Frequently Asked Questions
Is forgetting normal or am I doing something wrong?
Forgetting is the default. Ebbinghaus's curve is remarkably stable across people and material — most of what you encode once will fade within days. The question is not whether you forget but whether you meet the trace again before it has fully decayed. The fade is the body asking, honestly, whether this matters; review is how you answer.
How often do I need to review for it to actually stick?
Sooner than you expect, and with expanding intervals. A short pass within twenty-four hours, another within a few days, another within a week or two. The intervals matter more than the duration; a few minutes of retrieval at the right time outperforms a long re-read at the wrong one.
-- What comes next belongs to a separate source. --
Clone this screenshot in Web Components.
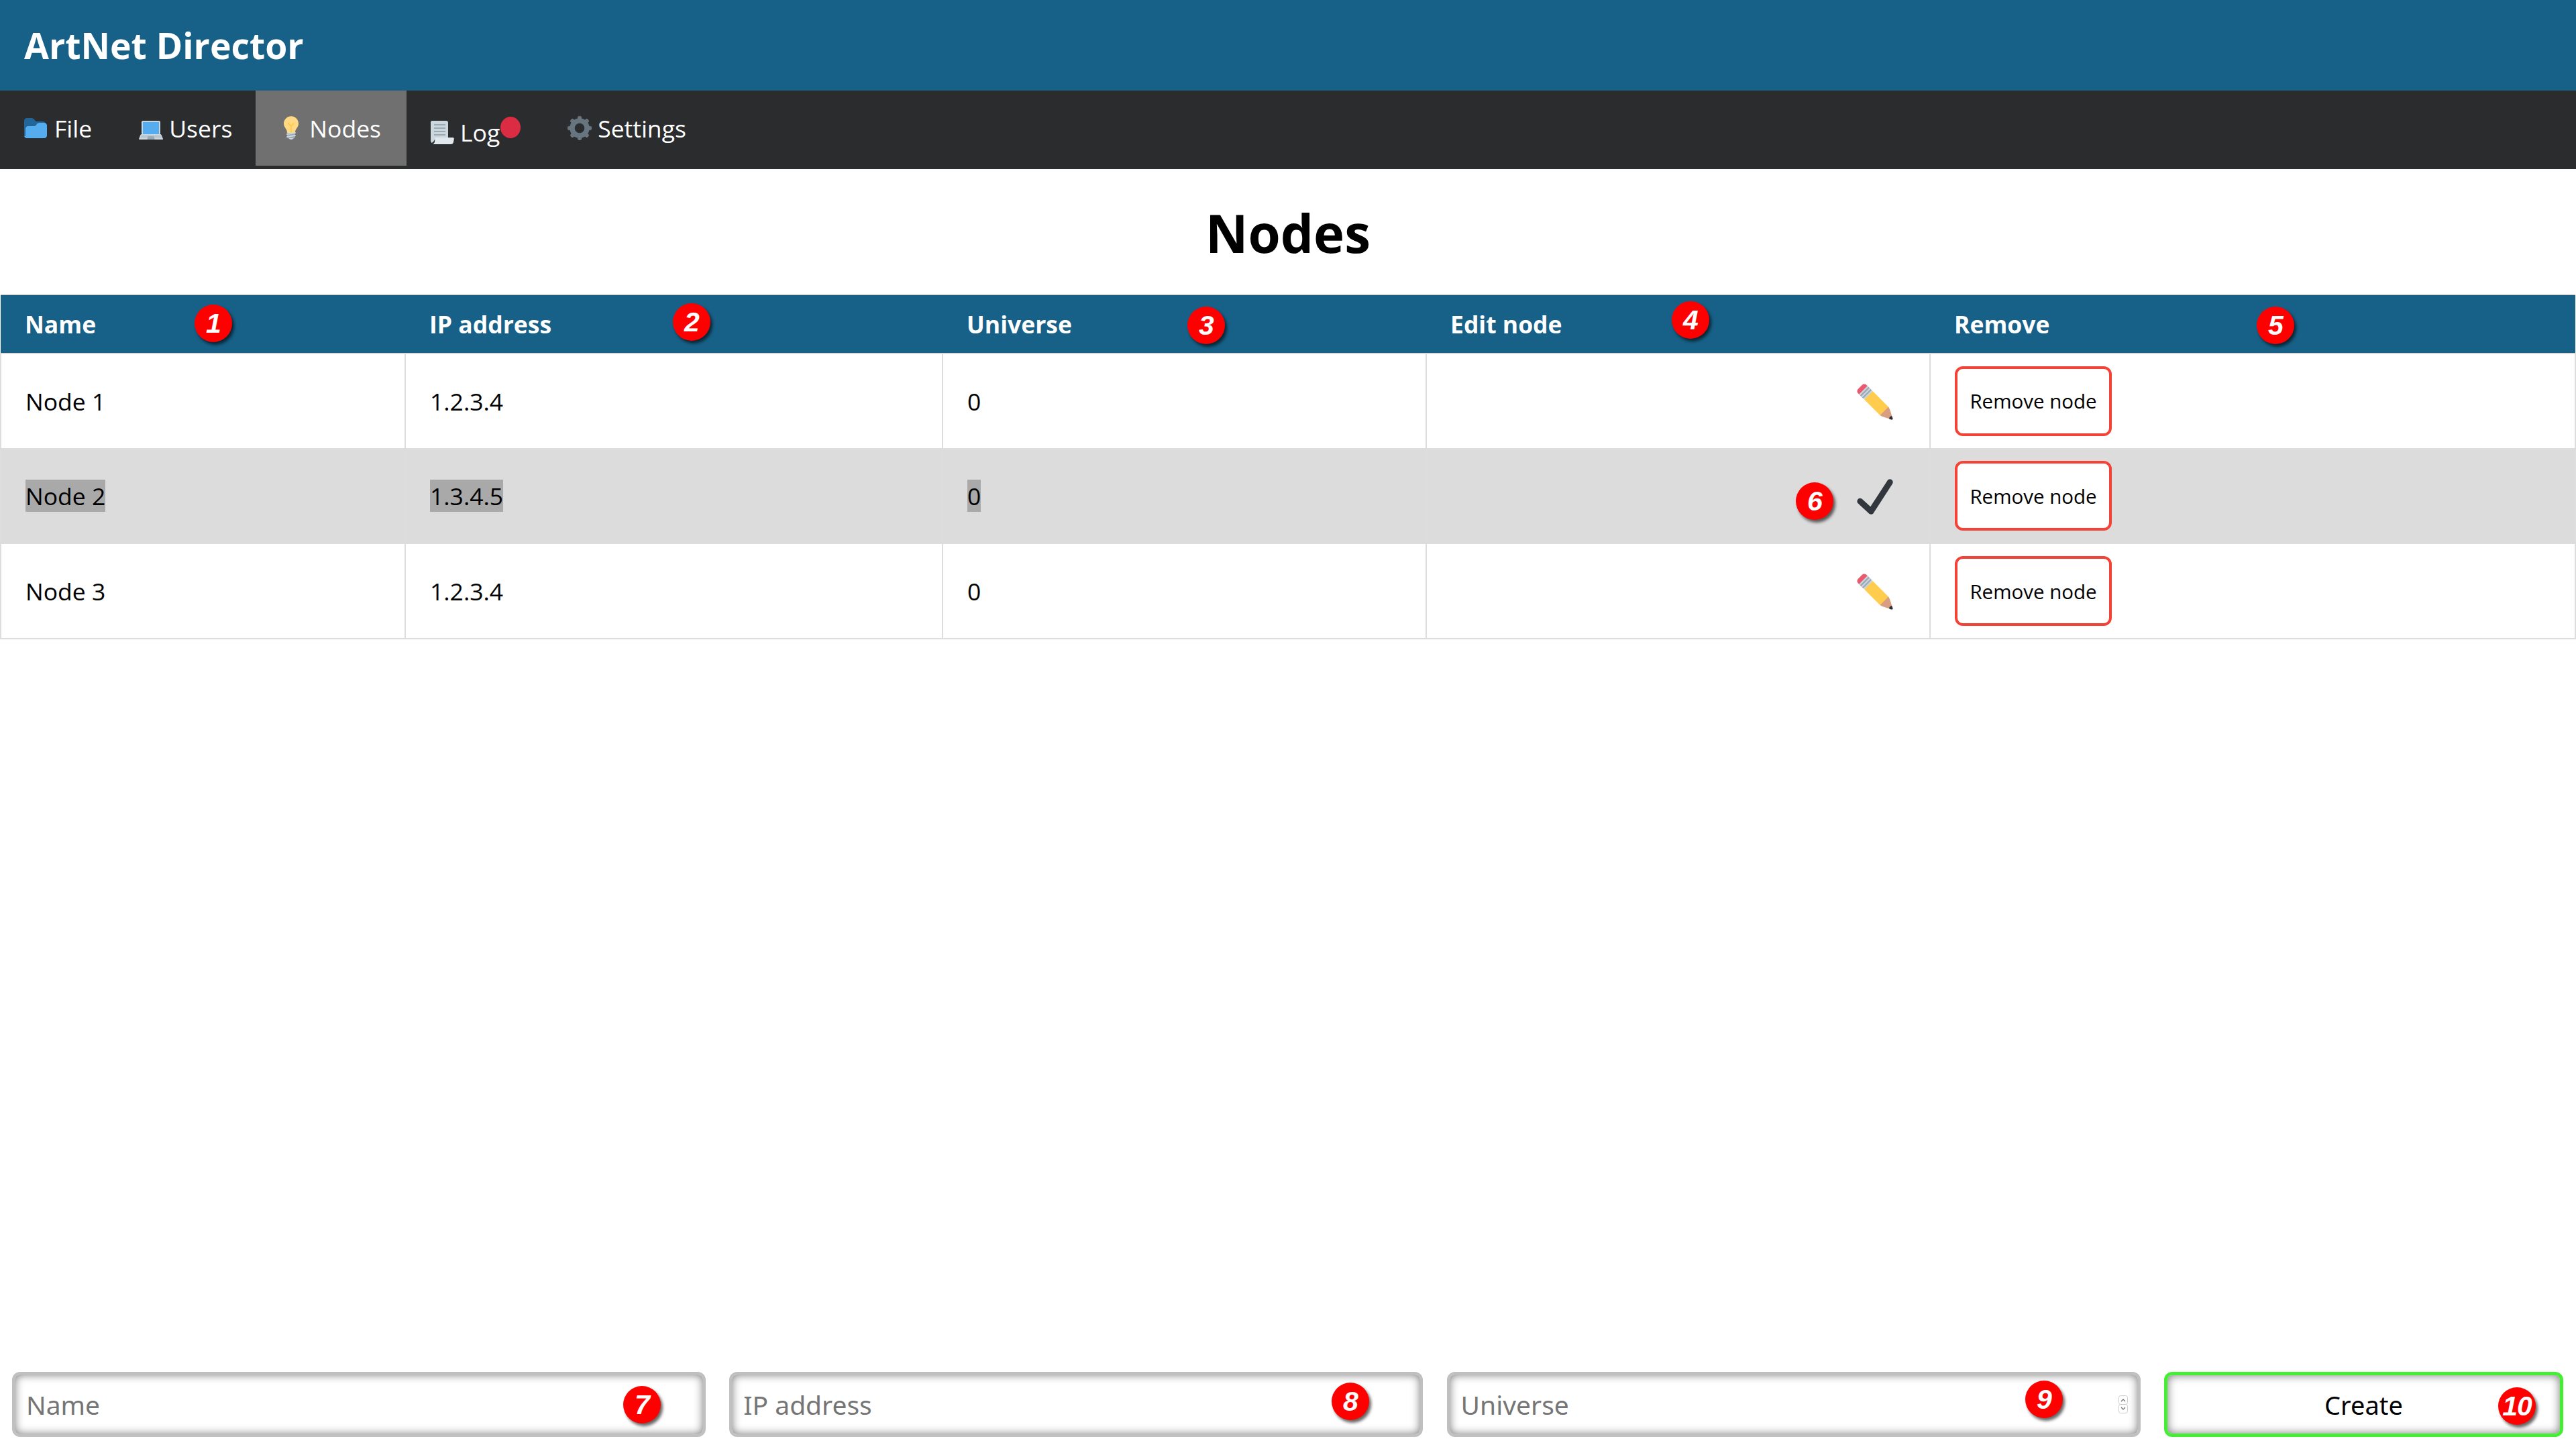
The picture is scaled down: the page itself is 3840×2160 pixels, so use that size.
<!DOCTYPE html>
<html><head><meta charset="utf-8"><title>ArtNet Director</title>
<style>
html,body{margin:0;height:100%;background:#fff}
body{font-family:"Open Sans",sans-serif;font-size:36px;color:#000}
</style></head>
<body>
<app-shell>
  <app-header slot="header">ArtNet Director</app-header>
  <app-nav slot="nav">
    <nav-item icon="folder">File</nav-item>
    <nav-item icon="laptop">Users</nav-item>
    <nav-item icon="bulb" active>Nodes</nav-item>
    <nav-item icon="scroll" dot>Log</nav-item>
    <nav-item icon="gear">Settings</nav-item>
  </app-nav>
  <page-title>Nodes</page-title>
  <node-table></node-table>
  <node-form slot="footer"></node-form>
  <note-badge n="1" style="left:318px;top:482px"></note-badge>
  <note-badge n="2" style="left:1031px;top:480px"></note-badge>
  <note-badge n="3" style="left:1798px;top:485px"></note-badge>
  <note-badge n="4" style="left:2520px;top:477px"></note-badge>
  <note-badge n="5" style="left:3392px;top:485px"></note-badge>
  <note-badge n="6" style="left:2705px;top:747px"></note-badge>
  <note-badge n="7" style="left:957px;top:2094px"></note-badge>
  <note-badge n="8" style="left:2013px;top:2089px"></note-badge>
  <note-badge n="9" style="left:3047px;top:2086px"></note-badge>
  <note-badge n="10" style="left:3752px;top:2096px"></note-badge>
</app-shell>
<script>
const ICONS={
folder:`<path fill="#226699" d="M0 29c0 2.209 1.791 4 4 4h24c2.209 0 4-1.791 4-4V12c0-2.209-1.791-4-4-4h-9c-3.562 0-3-5-8.438-5H4C1.791 3 0 4.791 0 7v22z"/><path fill="#55ACEE" d="M30 10h-6.562C18 10 18.562 15 15 15H6c-2.209 0-4 1.791-4 4v10c0 .553-.448 1-1 1s-1-.447-1-1c0 2.209 1.791 4 4 4h26c2.209 0 4-1.791 4-4V14c0-2.209-1.791-4-4-4z"/>`,
laptop:`<path fill="#CCD6DD" d="M34 29.1c-.4-1-.9-2-2-2h-1.2c1.1 0 1.2-.9 1.2-2V9c0-1.1-.9-2-2-2H6C4.900 7 4 7.900 4 9v16.100c0 1.100.1 2 1.200 2H4c-1.100 0-1.600 1-2 2L.03 33.900C-.07 34.500 0 35 1 35h34c1 0 1.070-.5 1-1.100l-2-4.800z"/><path fill="#55ACEE" d="M6 9h24v18H6z"/><path fill="#99AAB5" d="M2 32.500l2.200-4h27.600l2.200 4z" opacity=".35"/><path fill="#99AAB5" d="M13.500 30h9l1 5h-11z"/>`,
bulb:`<path fill="#FFD983" d="M29 11.060c0 6.439-5 7.439-5 13.440 0 3.098-3.123 3.359-5.500 3.359-2.053 0-6.586-.779-6.586-3.361C11.914 18.500 7 17.500 7 11.060 7 5.029 12.285.14 18.083.14 23.883.14 29 5.029 29 11.060z"/><path fill="#CCD6DD" d="M22.167 32.500c0 .828-2.234 2.500-4.167 2.500-1.933 0-4.167-1.672-4.167-2.500 0-.828 2.233-.5 4.167-.5 1.933 0 4.167-.328 4.167.5z"/><path fill="#FFCC4D" d="M22.707 10.293c-.391-.391-1.023-.391-1.414 0L18 13.586l-3.293-3.293c-.391-.391-1.023-.391-1.414 0s-.391 1.023 0 1.414L17 15.414V26c0 .553.448 1 1 1s1-.447 1-1V15.414l3.707-3.707c.391-.391.391-1.023 0-1.414z"/><path fill="#99AAB5" d="M24 31c0 1.104-.896 2-2 2h-8c-1.104 0-2-.896-2-2v-6h12v6z"/><path fill="#CCD6DD" d="M11.999 32c-.48 0-.904-.347-.985-.836-.091-.544.277-1.060.822-1.150l12-2c.544-.098 1.060.277 1.150.822.091.544-.277 1.060-.822 1.150l-12 2c-.055.01-.111.014-.165.014zm0-4c-.48 0-.904-.347-.985-.836-.091-.544.277-1.060.822-1.150l12-2c.544-.097 1.060.277 1.150.822.091.544-.277 1.060-.822 1.150l-12 2c-.055.01-.111.014-.165.014z"/>`,
scroll:`<path fill="#CCD6DD" d="M3 1h21c2 0 3 1 3 3v25H7c-1 3-4.500 5-4.500 5C1.500 33 1 32 1 31V3c0-1 1-2 2-2z"/><path fill="#99AAB5" d="M6 6h17v2H6zM6 11h17v2H6zM6 16h17v2H6zM6 21h17v2H6z"/><path fill="#E1E8ED" d="M9 26h25c1.500 0 2 1 1.800 2.500l-.8 4C34.700 34.500 33.500 36 31 36H3c2.500 0 3.800-2 4-4l.5-4.500C7.600 26.500 8 26 9 26z"/>`,
gear:`<g fill="#66757F"><circle cx="18" cy="18" r="11" fill="none" stroke="#66757F" stroke-width="7.500"/><rect x="15" y="0" width="6" height="9" rx="2"/><rect x="15" y="27" width="6" height="9" rx="2"/><rect x="0" y="15" width="9" height="6" rx="2"/><rect x="27" y="15" width="9" height="6" rx="2"/><g transform="rotate(45 18 18)"><rect x="15" y="0" width="6" height="9" rx="2"/><rect x="15" y="27" width="6" height="9" rx="2"/><rect x="0" y="15" width="9" height="6" rx="2"/><rect x="27" y="15" width="9" height="6" rx="2"/></g></g>`,
pencil:`<path fill="#D99E82" d="M35.222 33.598c-.647-2.101-1.705-6.059-2.325-7.566-.501-1.216-.969-2.438-1.544-3.014-.575-.575-1.553-.53-2.143.058 0 0-2.469 1.675-3.354 2.783-1.108.882-2.785 3.357-2.785 3.357-.59.59-.635 1.567-.06 2.143.576.575 1.798 1.043 3.015 1.544 1.506.62 5.465 1.676 7.566 2.325.359.11 1.740-.271 1.629-.63z"/><path fill="#EA596E" d="M13.643 5.308c1.151 1.151 1.151 3.016 0 4.167l-4.167 4.168c-1.151 1.150-3.018 1.150-4.167 0L1.141 9.475c-1.150-1.151-1.150-3.016 0-4.167l4.167-4.167c1.150-1.151 3.016-1.151 4.167 0l4.168 4.167z"/><path fill="#FFCC4D" d="M31.353 23.018l-4.170 4.170-4.163 4.165L7.392 15.726l8.335-8.334 15.626 15.626z"/><path fill="#292F33" d="M32.078 34.763s2.709 1.489 3.441.757c.732-.732-.765-3.435-.765-3.435s-2.566.048-2.676 2.678z"/><path fill="#CCD6DD" d="M2.183 10.517l8.335-8.335 5.208 5.209-8.334 8.335z"/><path fill="#99AAB5" d="M3.225 11.558l8.334-8.334 1.042 1.042L4.267 12.600zm2.083 2.086l8.335-8.335 1.042 1.042-8.335 8.334z"/>`,
check:`<path fill="#31373D" d="M34.459 1.375c-1.391-.902-3.248-.506-4.149.884L13.500 28.170l-8.198-7.580c-1.217-1.125-3.114-1.051-4.239.166-1.125 1.216-1.051 3.115.166 4.239l10.764 9.952s.309.266.452.359c.504.328 1.070.484 1.630.484.982 0 1.945-.482 2.520-1.368L35.343 5.524c.902-1.390.506-3.248-.884-4.149z"/>`
};
function def(name,css,html){
  customElements.define(name,class extends HTMLElement{
    constructor(){super();this.attachShadow({mode:'open'});}
    connectedCallback(){
      const h=typeof html==='function'?html(this):html;
      this.shadowRoot.innerHTML=`<style>${css}</style>${h}`;
    }
  });
}
def('tw-icon',':host{display:inline-block;width:var(--s,36px);height:var(--s,36px);flex:none}svg{display:block;width:100%;height:100%}',
  e=>`<svg viewBox="0 0 36 36" xmlns="http://www.w3.org/2000/svg">${ICONS[e.getAttribute('name')]}</svg>`);
def('app-shell',`:host{display:flex;flex-direction:column;height:100vh;position:relative;overflow:hidden}
  .main{flex:1;min-height:0}`,`<slot name="header"></slot><slot name="nav"></slot><div class="main"><slot></slot></div><slot name="footer"></slot>`);
def('app-header',`:host{display:flex;align-items:center;height:135px;padding:0 36px;box-sizing:border-box;background:#176087;color:#fff;font-size:53.5px;font-weight:700}`,`<slot></slot>`);
def('app-nav',`:host{display:flex;align-items:flex-start;height:117px;padding-left:1px;box-sizing:border-box;background:#2b2c2e;color:#fff;font-size:35.5px}`,`<slot></slot>`);
def('nav-item',`:host{display:flex;align-items:center;gap:9px;height:112px;padding:0 35px;box-sizing:border-box;position:relative;color:#fff}
  :host([active]){background:#707070;padding-right:38px}
  :host([dot]){padding-right:66px;padding-top:12px}
  .dot{position:absolute;left:140px;top:39px;width:30px;height:32px;border-radius:50%;background:#dc2c44}`,
  e=>`<tw-icon name="${e.getAttribute('icon')}"></tw-icon><span><slot></slot></span>${e.hasAttribute('dot')?'<i class="dot"></i>':''}`);
def('page-title',`:host{display:block;height:186px;box-sizing:border-box;padding-top:50px;text-align:center;font-size:78px;font-weight:700;line-height:90px}`,`<slot></slot>`);
def('node-table',`:host{display:block}
  table{width:3840px;table-layout:fixed;border-collapse:collapse;font-size:35.5px}
  th{background:#176087;color:#fff;font-weight:700;text-align:left;height:88px;padding:0 0 0 36px;border:2px solid #ddd;border-left:0;border-right:0;box-sizing:border-box}
  td{height:141.67px;padding:0 0 0 36px;border:2px solid #ddd;box-sizing:border-box}
  tr.sel td{background:#dcdcdc}
  tr.sel mark{background:#a9a9a9;color:inherit}
  td.edit{text-align:right;padding-right:54px}
  td.edit tw-icon{--s:54px;vertical-align:middle}
  button{display:block;box-sizing:border-box;width:234px;height:104px;background:#fff;border:4px solid #f44336;border-radius:12px;font:29.5px "Open Sans",sans-serif;color:#000;padding:0}`,
  ()=>{
   const rows=[['Node 1','1.2.3.4','0',0],['Node 2','1.3.4.5','0',1],['Node 3','1.2.3.4','0',0]];
   return `<table><colgroup><col style="width:603px"><col style="width:801px"><col style="width:721px"><col style="width:751px"><col></colgroup>
   <thead><tr><th>Name</th><th>IP address</th><th>Universe</th><th>Edit node</th><th>Remove</th></tr></thead><tbody>`+
   rows.map(r=>{const w=t=>r[3]?`<mark>${t}</mark>`:t;
     return `<tr class="${r[3]?'sel':''}"><td>${w(r[0])}</td><td>${w(r[1])}</td><td>${w(r[2])}</td><td class="edit"><tw-icon name="${r[3]?'check':'pencil'}"></tw-icon></td><td><button>Remove node</button></td></tr>`}).join('')+`</tbody></table>`;
  });
def('node-form',`:host{display:flex;gap:35.3px;padding:0 19px 18px 18px;font-family:"Noto Sans",sans-serif;font-size:39px}
  .f{flex:0 0 1034px;box-sizing:border-box;height:97px;border:4px solid #c0c0c0;border-radius:12px;box-shadow:inset 0 0 14px #777;display:flex;align-items:center;padding:0 15px 0 17px;background:#fff}
  input{flex:1;min-width:0;border:0;outline:0;background:transparent;font:inherit;padding:0;color:#000}
  input::placeholder{color:#757575;opacity:1}
  .b{flex:1;box-sizing:border-box;height:97px;border:5px solid #44ee33;border-radius:12px;box-shadow:inset 0 0 14px #777;background:#fff;font:38px "Noto Sans",sans-serif;color:#000;padding:0}
  svg{flex:none;display:block}`,
  `<label class="f"><input placeholder="Name"></label><label class="f"><input placeholder="IP address"></label>
   <label class="f"><input placeholder="Universe"><svg width="14" height="27" viewBox="0 0 14 27"><g fill="#fff" stroke="#ccc" stroke-width="1"><rect x=".5" y=".5" width="13" height="13" rx="3"/><rect x=".5" y="13.500" width="13" height="13" rx="3"/></g><path d="M4 9l3-3 3 3M4 18l3 3 3-3" fill="none" stroke="#666" stroke-width="1.200"/></svg></label>
   <button class="b">Create</button>`);
def('note-badge',`:host{position:absolute;width:56px;height:56px;margin:-28px 0 0 -28px;border-radius:50%;background:#f00;color:#fff;box-shadow:3px 4px 4px rgba(0,0,0,.6);display:flex;align-items:center;justify-content:center;font:italic 700 41px "Liberation Sans",sans-serif;letter-spacing:-1px}`,
  e=>e.getAttribute('n'));
</script>
</body></html>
Why does cramming feel productive but not last?
Cramming front-loads the first exposure and skips every subsequent meeting. The trace is still fragile when you test it, so the result can be real. A month later there is almost nothing because the second and third passes never arrived. The deposit was real; the conversion to integration never happened.
Can I really beat the forgetting curve with spaced repetition?
You do not beat it; you finish the equation it was opening. Spaced repetition is the explicit scheduling of the meetings the Meaning System was asking for anyway. The curve still happens between sessions — it just stops mattering, because each meeting flattens the next interval's slope.
How does this connect to Meaning Density?
The forgetting curve is the canonical delayed_harvest signature in cognition. The first deposit is real but unfinished; the harvest is delayed across review cycles. Effort spent without subsequent meetings becomes residue — I worked and I did not keep it. The equation closes only when the trace has been met enough times for the system to read it as worth holding.